- Created by: Johnny Speight
- Starring: Warren Mitchell Dandy Nichols Patricia Hayes Una Stubbs
- Country of origin: United Kingdom
- Original language: English
- No. of series: 1
- No. of episodes: 6

Production
- Running time: 30 minutes
- Production company: ATV

Original release
- Network: ITV
- Release: 22 May – 3 July 1981

Related
- Till Death Us Do Part In Sickness and in Health

= Till Death... =

British TV sitcom (1981)

Till Death... is a British sitcom of six episodes that was produced by ATV and aired on ITV from 22 May to 3 July 1981. It is a continuation of the BBC sitcom Till Death Us Do Part that aired from 1965 to 1975. The title was changed to Till Death... because the title Till Death Us Do Part was controlled by the BBC.

==Series==
The show saw the return of East End bigot Alf Garnett (Warren Mitchell). He and his wife Else (Dandy Nichols) have now retired to Eastbourne. They are sharing a bungalow with Min (Patricia Hayes) following the death of her husband Bert. Mike and Rita, characters from Till Death Us Do Part, were no longer main characters. Una Stubbs returned for three episodes as Rita together with her son Michael, but although her layabout husband Mike was talked about, he was never seen.

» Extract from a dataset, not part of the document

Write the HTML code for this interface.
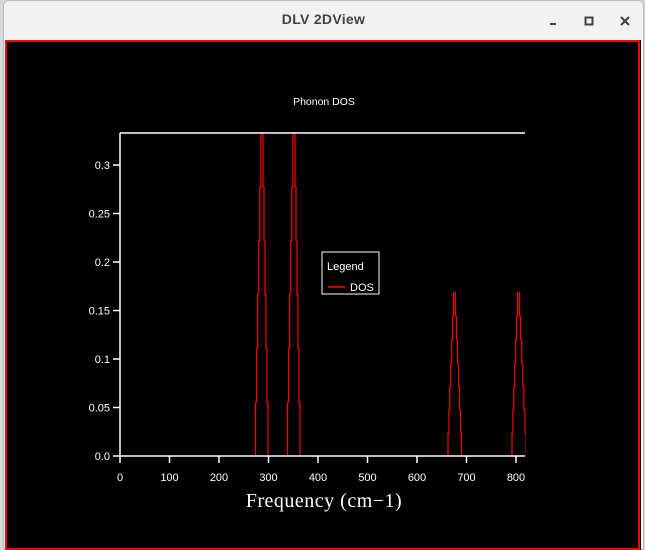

Michael (born in Till Death Us Do Part in September 1972) had seemingly become a victim of soap opera rapid aging syndrome as he had reached the age of 16 and become a punk rocker, much to Alf's dismay.

The show was not as successful as its predecessor, mainly because of the huge differences from Till Death Us Do Part. When ATV's successor, Central Television, began transmission in 1982, they came to the decision to discontinue the series.

==Main cast==
- Warren Mitchell – Alf Garnett
- Dandy Nichols – Elsie "Else" Garnett
- Patricia Hayes – Min Reed
- Una Stubbs – Rita Rawlins
- John Fowler – Michael Rawlins Jr.

==Crew==
- Johnny Speight – writer
- William G. Stewart – director / producer

==DVD release==
Till Death...: The Complete Series was released on DVD on 28 January 2019. Reviews of the DVD release were few, and middling.